● **EXERCISE MATERIALS**
* * *

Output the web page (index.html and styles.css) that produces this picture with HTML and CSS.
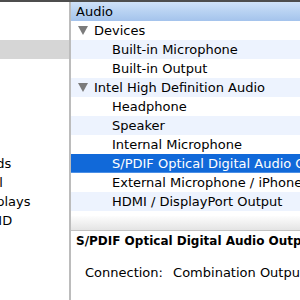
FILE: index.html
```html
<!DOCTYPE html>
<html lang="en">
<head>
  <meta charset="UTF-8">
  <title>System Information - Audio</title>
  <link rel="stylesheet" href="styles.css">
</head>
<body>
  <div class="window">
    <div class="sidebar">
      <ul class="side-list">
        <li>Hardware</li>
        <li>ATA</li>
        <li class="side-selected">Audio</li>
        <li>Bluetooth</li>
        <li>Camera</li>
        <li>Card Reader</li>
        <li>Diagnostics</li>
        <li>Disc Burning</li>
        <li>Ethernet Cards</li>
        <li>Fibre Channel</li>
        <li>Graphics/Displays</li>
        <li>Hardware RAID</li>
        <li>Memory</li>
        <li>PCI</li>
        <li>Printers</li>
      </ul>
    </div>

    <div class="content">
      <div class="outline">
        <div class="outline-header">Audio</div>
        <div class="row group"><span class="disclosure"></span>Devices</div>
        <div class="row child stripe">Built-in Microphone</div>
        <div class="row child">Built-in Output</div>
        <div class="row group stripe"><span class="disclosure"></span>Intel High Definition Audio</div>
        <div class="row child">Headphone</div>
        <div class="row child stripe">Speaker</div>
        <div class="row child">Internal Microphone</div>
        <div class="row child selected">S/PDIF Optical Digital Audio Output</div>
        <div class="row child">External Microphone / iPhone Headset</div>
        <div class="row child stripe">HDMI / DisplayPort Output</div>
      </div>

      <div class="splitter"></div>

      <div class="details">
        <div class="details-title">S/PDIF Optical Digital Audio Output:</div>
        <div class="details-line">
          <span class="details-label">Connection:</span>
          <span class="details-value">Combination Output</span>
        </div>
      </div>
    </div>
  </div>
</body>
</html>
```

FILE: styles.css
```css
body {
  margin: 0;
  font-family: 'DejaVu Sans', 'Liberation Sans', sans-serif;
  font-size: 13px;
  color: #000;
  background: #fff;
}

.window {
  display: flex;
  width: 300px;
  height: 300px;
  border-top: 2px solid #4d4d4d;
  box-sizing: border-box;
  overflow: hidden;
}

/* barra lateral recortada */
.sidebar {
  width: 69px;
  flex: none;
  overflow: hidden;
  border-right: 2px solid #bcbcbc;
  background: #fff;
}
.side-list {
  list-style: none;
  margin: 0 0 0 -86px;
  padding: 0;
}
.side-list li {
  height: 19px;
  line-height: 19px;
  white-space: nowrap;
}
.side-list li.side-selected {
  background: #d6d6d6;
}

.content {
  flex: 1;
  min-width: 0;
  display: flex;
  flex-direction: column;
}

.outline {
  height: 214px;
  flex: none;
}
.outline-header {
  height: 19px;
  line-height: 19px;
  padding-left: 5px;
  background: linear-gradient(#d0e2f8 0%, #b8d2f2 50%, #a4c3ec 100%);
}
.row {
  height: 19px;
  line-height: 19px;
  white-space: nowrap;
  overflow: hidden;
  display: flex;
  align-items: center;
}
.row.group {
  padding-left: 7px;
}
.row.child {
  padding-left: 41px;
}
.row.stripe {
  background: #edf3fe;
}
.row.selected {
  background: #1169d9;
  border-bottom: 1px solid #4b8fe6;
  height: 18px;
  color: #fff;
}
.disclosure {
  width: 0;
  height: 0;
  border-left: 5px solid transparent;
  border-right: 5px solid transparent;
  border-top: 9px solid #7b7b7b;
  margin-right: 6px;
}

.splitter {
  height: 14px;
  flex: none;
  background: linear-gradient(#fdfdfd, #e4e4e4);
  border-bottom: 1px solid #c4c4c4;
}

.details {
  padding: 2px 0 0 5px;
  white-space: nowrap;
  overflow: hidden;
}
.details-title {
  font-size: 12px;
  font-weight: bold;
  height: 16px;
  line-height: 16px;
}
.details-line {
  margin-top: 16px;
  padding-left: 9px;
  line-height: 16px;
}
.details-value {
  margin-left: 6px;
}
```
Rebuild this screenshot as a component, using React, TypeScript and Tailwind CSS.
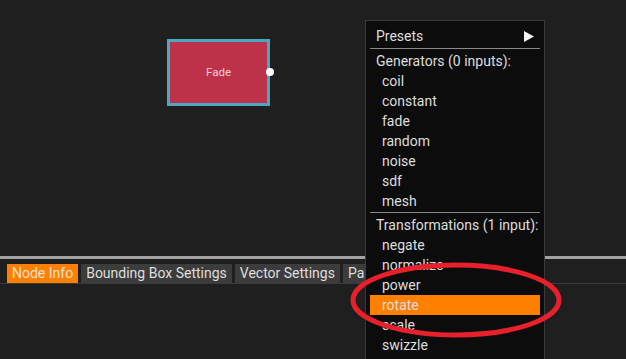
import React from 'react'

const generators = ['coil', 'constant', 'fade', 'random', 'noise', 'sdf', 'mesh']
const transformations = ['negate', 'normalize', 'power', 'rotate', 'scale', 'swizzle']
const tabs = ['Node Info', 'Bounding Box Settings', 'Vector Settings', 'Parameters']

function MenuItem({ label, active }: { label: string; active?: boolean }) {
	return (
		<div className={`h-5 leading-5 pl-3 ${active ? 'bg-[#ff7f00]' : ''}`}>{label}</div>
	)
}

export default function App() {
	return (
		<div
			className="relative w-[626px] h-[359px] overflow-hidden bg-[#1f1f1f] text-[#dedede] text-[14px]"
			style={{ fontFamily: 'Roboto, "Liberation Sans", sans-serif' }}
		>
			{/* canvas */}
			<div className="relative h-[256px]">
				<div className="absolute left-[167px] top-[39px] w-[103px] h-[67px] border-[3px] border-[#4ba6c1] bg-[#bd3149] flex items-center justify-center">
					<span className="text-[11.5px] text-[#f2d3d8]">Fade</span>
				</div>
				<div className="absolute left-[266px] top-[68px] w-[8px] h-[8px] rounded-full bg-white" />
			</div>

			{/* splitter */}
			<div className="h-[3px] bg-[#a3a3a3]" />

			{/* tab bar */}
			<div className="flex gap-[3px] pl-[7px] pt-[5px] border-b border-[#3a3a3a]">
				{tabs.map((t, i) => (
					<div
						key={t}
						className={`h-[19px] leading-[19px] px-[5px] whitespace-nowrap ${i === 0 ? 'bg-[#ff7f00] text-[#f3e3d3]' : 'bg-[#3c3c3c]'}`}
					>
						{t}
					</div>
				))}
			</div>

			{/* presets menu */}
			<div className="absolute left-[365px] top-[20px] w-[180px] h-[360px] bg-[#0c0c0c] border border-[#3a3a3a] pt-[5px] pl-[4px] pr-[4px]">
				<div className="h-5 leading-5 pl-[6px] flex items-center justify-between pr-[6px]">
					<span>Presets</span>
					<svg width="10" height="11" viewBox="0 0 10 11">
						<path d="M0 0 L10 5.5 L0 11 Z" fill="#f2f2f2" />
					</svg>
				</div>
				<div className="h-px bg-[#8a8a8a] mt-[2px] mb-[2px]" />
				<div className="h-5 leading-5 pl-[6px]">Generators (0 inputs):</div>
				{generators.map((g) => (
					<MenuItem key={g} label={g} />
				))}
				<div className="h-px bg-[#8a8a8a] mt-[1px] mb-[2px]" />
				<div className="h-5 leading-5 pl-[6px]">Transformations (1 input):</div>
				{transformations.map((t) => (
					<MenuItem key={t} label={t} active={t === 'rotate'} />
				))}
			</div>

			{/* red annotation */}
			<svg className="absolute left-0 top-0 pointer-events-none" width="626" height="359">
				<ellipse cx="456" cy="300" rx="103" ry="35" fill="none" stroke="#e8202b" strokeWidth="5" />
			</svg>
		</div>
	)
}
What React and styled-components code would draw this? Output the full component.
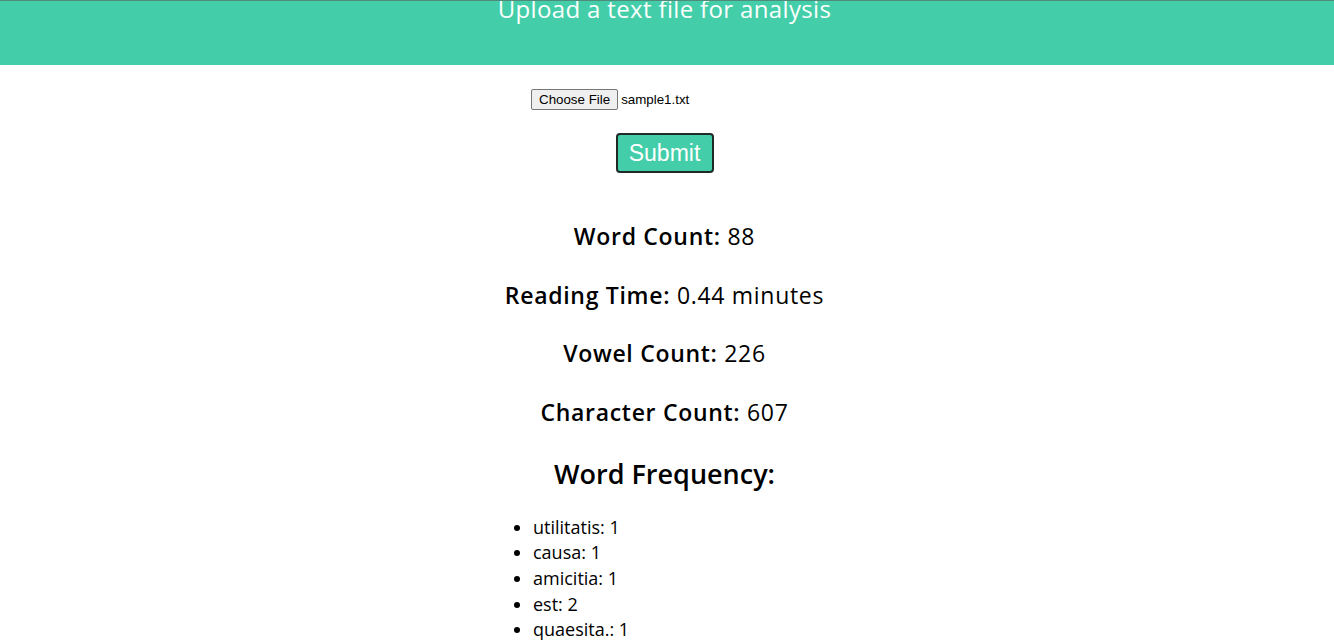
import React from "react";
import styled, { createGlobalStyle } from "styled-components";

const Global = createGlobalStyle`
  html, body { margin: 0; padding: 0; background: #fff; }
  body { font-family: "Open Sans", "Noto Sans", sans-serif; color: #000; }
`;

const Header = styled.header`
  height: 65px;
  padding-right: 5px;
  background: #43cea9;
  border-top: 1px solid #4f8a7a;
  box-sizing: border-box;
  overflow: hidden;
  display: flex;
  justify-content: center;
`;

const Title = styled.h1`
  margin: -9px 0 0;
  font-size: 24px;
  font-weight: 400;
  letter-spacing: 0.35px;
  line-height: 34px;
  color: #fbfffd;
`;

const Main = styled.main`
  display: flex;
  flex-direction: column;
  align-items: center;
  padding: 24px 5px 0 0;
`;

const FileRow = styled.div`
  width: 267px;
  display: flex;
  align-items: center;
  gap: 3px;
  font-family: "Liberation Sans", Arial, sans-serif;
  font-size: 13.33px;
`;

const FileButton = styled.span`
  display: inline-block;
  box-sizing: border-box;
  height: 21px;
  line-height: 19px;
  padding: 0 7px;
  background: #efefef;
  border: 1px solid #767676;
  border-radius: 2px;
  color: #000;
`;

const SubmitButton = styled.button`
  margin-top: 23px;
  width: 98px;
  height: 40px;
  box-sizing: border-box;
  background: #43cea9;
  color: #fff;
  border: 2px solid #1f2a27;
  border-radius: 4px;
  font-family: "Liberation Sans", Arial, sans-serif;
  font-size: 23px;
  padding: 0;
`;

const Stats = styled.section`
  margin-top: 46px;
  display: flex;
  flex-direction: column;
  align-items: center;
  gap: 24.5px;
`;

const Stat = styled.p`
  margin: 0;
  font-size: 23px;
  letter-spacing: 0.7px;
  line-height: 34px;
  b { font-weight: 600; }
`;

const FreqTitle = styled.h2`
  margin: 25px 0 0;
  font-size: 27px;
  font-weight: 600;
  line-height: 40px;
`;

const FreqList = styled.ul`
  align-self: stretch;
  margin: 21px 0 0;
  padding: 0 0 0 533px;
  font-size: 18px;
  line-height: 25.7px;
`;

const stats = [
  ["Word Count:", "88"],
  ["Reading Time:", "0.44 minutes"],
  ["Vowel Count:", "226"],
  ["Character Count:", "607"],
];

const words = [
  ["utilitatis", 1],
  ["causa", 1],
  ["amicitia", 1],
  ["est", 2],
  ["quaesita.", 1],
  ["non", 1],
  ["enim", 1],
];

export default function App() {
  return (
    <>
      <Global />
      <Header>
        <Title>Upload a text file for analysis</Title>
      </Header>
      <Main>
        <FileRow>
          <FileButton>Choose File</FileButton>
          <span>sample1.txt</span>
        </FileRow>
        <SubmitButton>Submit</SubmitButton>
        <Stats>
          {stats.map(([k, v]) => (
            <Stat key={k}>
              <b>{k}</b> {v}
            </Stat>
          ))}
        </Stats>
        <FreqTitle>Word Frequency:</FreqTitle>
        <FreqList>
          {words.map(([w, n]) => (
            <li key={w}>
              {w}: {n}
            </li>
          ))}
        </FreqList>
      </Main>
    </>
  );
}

* * *

● **PROBLEM REQUIREMENTS**
Collect each line of the entries that has the word "this", copying it in full.

● **ANSWER IN FULL**
Output the web page (index.html and styles.css) that produces this picture with HTML and CSS.
Rebuild this screenshot as a component, using React, TypeScript and Tailwind CSS.
What React and styled-components code would draw this? Output the full component.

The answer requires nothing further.